The survey studies and evaluates three image retrieval systems available on the Internet. Netra, Excalibur and ImageMiner are examined. They are compared to IBM QBIC system.

Netra (W.Y. Ma, 1997) provides content-based image retrieval by color, texture, shape and spatial location. Attributes are represented in feature vectors. The system uses Euclidean difference measure to calculate difference between two attribute feature vectors. Users can search a image using multiple attributes and vary the relative importance of each attribute. Search result is ranked by relevance.

Excalibur system provides similar search functionality as Netra. Attributes are also denoted in feature vectors. It uses Shadow Play algorithm to match images.

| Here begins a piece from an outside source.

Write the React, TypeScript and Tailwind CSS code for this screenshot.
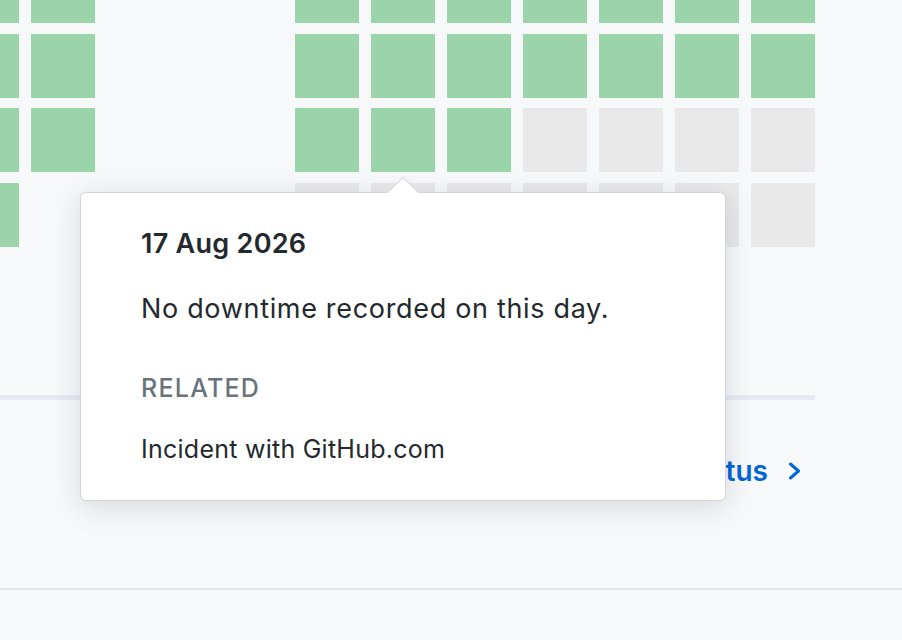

ImageMiner (T. Hermes, et.al., 1995) provides content-based image retrieval by color, texture, and shape and objects. The system aims to support conceptual query search. Thus the attributes are represented in textual descriptions. Text matching techniques are used to compute the difference between two descriptions.

Comparing with QBIC (W. Niblack, et.al., 1993) in terms of presentation, Netra offers users more advanced query facilities e.g. drawing the interested shapes on the fly; Excalibur does not have keyword search facility; ImageMiner offers query on high-level abstraction i.e. objects in the image.. But search refinement is not available on any of these systems.

Comparing with QBIC in terms of representation, Netra and Excalibur use the similar attributes representation scheme: feature vectors. ImageMiner uses textual description.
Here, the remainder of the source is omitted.